Lack of sustainable adequate resources has slowed down the organisation. Contributions from member states under a formula have not yielded enough, leaving a huge gap for donor dependence. At the same time, Comesa institutions have been financially successful and could be given the opportunity to chip in through contributing a percentage of their revenues.
This will require mobilising these institutions to this effort. Other innovative sources of revenue could include establishing a regional e-market with a small charge on transactions. An equivalent of a Comesa e-bay, Amazon or Alibaba would revolutionise trade and resource mobilisation in the region, while also greatly supporting SMES to reach a global market.
Fortunately, President Paul Kagame has proposed some reforms for the African Union, now being implemented.
He has called for a lean and efficient secretariat, focussing on a few clear priorities and eliminating bureaucracy, as well as resources mobilisation through contribution of a small percentage charged on trade taxes. These proposals form a template for Africa’s regional organisations, which should now work more coherently with the African Union.

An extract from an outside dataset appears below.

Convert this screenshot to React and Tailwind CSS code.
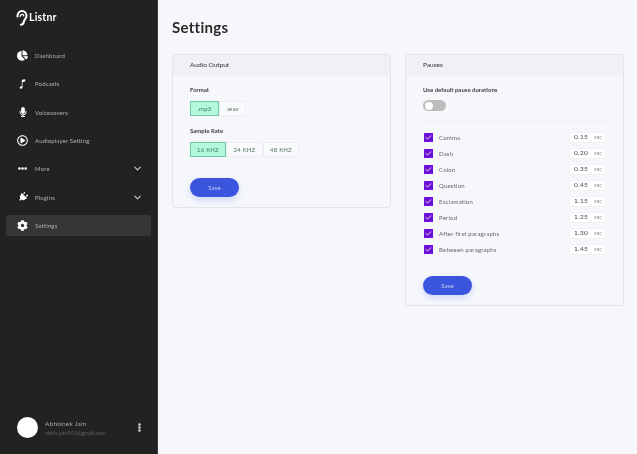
import React from "react";
import { ChevronDown, Check } from "lucide-react";
import { FaChartPie, FaMicrophone, FaRegPlayCircle, FaEllipsisH, FaPlug, FaCog, FaEllipsisV } from "react-icons/fa";
import { IoMusicalNote } from "react-icons/io5";

const nav = [
  ["Dashboard", FaChartPie, "text-[11px]"],
  ["Podcasts", IoMusicalNote, "text-[12px]"],
  ["Voicesovers", FaMicrophone, "text-[10px]"],
  ["Audioplayer Setting", FaRegPlayCircle, "text-[11px]"],
  ["More", FaEllipsisH, "text-[9px]", true],
  ["Plugins", FaPlug, "text-[10px] rotate-45", true],
  ["Settings", FaCog, "text-[11px]"],
];

const pauses = [
  ["Comma", "0.15"],
  ["Dash", "0.20"],
  ["Colon", "0.35"],
  ["Question", "0.45"],
  ["Exclamation", "1.15"],
  ["Period", "1.25"],
  ["After first paragraphs", "1.30"],
  ["Between paragraphs", "1.45"],
];

function Segment({ items }) {
  return (
    <div className="flex">
      {items.map(([label, w], i) => (
        <div
          key={label}
          className={`${w} h-[15px] flex items-center justify-center text-[6px] tracking-[0.2px] border ${
            i === 0
              ? "bg-[#b4f8dc] border-[#6fc9a5] text-[#3c7a63]"
              : "bg-[#f8fafc] border-[#eceef2] text-[#56706a]"
          }`}
        >
          {label}
        </div>
      ))}
    </div>
  );
}

function SaveButton() {
  return (
    <button className="w-[49px] h-[19px] rounded-full bg-[#3b55de] text-[#c5cdf5] text-[6px] shadow-[0_3px_6px_rgba(59,85,222,0.2)]">
      Save
    </button>
  );
}

function Card({ title, className, children }) {
  return (
    <section className={`w-[219px] rounded-[3px] border border-[#e3e5ea] bg-[#f5f7fb] overflow-hidden ${className}`}>
      <header className="h-[21px] bg-[#f0f1f4] pl-[17px] pb-[1px] flex items-center text-[6.5px] text-[#333]">{title}</header>
      {children}
    </section>
  );
}

export default function App() {
  return (
    <div className="flex h-[454px] w-[637px] overflow-hidden bg-[#f5f7fb] font-['Lato',sans-serif] blur-[0.45px]">
      <aside className="w-[158px] shrink-0 bg-[#222222] border-r border-[#3a3a3a] flex flex-col">
        <div className="h-[36px] pl-[16px] flex items-center gap-[1px] text-white">
          <svg width="12" height="16" viewBox="0 0 12 16" fill="none" stroke="white" strokeWidth="2" strokeLinecap="round">
            <path d="M1.5 6.5C1.5 3 3.6 1 6 1s4.5 2 4.5 5c0 2.5-2.2 3.2-2.6 5.5-.3 2-1.3 3.2-3 3.2" />
            <path d="M4.3 6.5c0-1.3.7-2.2 1.8-2.2 1 0 1.7.7 1.7 1.7" strokeWidth="1.2" />
          </svg>
          <span className="text-[10.5px] font-bold tracking-[0.2px]">Listnr</span>
        </div>
        <nav className="mt-[9px] flex flex-col gap-[7.33px] px-[6px]">
          {nav.map(([label, Icon, iconClass, chevron]) => (
            <div
              key={label}
              className={`h-[21px] rounded-[2px] flex items-center pl-[11px] pr-[8px] ${
                label === "Settings" ? "bg-[#363636]" : ""
              }`}
            >
              <span className="w-[11px] flex justify-center text-white">
                <Icon className={iconClass} />
              </span>
              <span className="ml-[7px] text-[6px] text-[#b0b0b0] tracking-[0.15px]">{label}</span>
              {chevron && <ChevronDown size={11} strokeWidth={2.2} className="ml-auto text-[#d0d0d0]" />}
            </div>
          ))}
        </nav>
        <div className="mt-auto h-[37px] pl-[17px] pr-[13px] flex items-start">
          <div className="w-[21px] h-[21px] rounded-full bg-white" />
          <div className="ml-[7px] mt-[3px] flex flex-col gap-[2px]">
            <span className="text-[6.5px] leading-[8px] text-[#a8a8a8] tracking-[0.2px]">Abhishek Jain</span>
            <span className="text-[5.5px] leading-[7px] text-[#5f5f5f]">abhis.jain393@gmail.com</span>
          </div>
          <span className="ml-auto mt-[6px] text-[#d6d6d6]">
            <FaEllipsisV className="text-[9px]" />
          </span>
        </div>
      </aside>
      <main className="flex-1 pl-[14px] pt-[18px]">
        <h1 className="text-[15px] leading-[18px] font-bold text-[#2a2a2a] tracking-[0.3px]">Settings</h1>
        <div className="mt-[18px] flex items-start gap-[14px]">
          <Card title="Audio Output" className="h-[154px]">
            <div className="pl-[17px] pt-[10px]">
              <div className="text-[6px] leading-[8px] font-bold text-[#444]">Format</div>
              <div className="mt-[7px]">
                <Segment items={[[".mp3", "w-[29px]"], [".wav", "w-[27px]"]]} />
              </div>
              <div className="mt-[11px] text-[6px] leading-[8px] font-bold text-[#444]">Sample Rate</div>
              <div className="mt-[7px]">
                <Segment items={[["16 KHZ", "w-[36px]"], ["24 KHZ", "w-[37px]"], ["48 KHZ", "w-[36px]"]]} />
              </div>
              <div className="mt-[15px]">
                <SaveButton />
              </div>
            </div>
          </Card>
          <Card title="Pauses" className="h-[252px]">
            <div className="px-[17px] pt-[10px]">
              <div className="text-[6px] leading-[8px] font-bold text-[#444]">Use default pause durations</div>
              <div className="mt-[6px] w-[23px] h-[11px] rounded-full bg-[#bdbdbd] flex items-center pl-[2px]">
                <div className="w-[8px] h-[8px] rounded-full bg-white" />
              </div>
              <div className="mt-[10px] border-t border-[#ebedf0]" />
              <div className="mt-[7px] flex flex-col">
                {pauses.map(([label, value]) => (
                  <div key={label} className="h-[16px] flex items-center">
                    <span className="w-[9px] h-[9px] bg-[#6a11d8] flex items-center justify-center ml-[1px]">
                      <Check size={7} strokeWidth={3} className="text-white" />
                    </span>
                    <span className="ml-[6px] text-[6px] text-[#666] tracking-[0.2px]">{label}</span>
                    <div className="ml-auto w-[37px] h-[11px] bg-white flex items-center justify-end pr-[3px] border border-[#f0f1f4]">
                      <span className="text-[6.5px] text-[#444] tracking-[0.3px]">{value}</span>
                      <span className="ml-[6px] text-[5.5px] text-[#999]">sec</span>
                    </div>
                  </div>
                ))}
              </div>
              <div className="mt-[13px]">
                <SaveButton />
              </div>
            </div>
          </Card>
        </div>
      </main>
    </div>
  );
}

Business processes to achieve the vision and utilise resources will be required. Staff for the secretariat should be individuals who love their job “so they never have to work another day” as Confucius advised. A premium should be put on complex problem solving and analytics. Apart from professionalism, and while having clear reporting structures and responsibilities, a culture of team work and psychological safety should mould the whole secretariat into a joyful service provided by passionate, smart and energetic individuals.
The new secretary general will need to decisively address perennial challenges that choke the organisation, arising from waning ownership by member states that explains low implementation of key programmes and donor dependence, as well as acrimonious recruitment and financial management squabbles that have characterised a number of high level meetings.
In conclusion, Comesa needs good leaders to step forward. The new chief executive should have clout and skills to reposition the organisation for it to be a force for good in the world, creating peace and prosperity. Based on the principle of sublimity, best practices at national level should inform regional level processes and outcomes.
A person possessing this sort of capital is usually a former head of government, minister or policy savvy chief executive.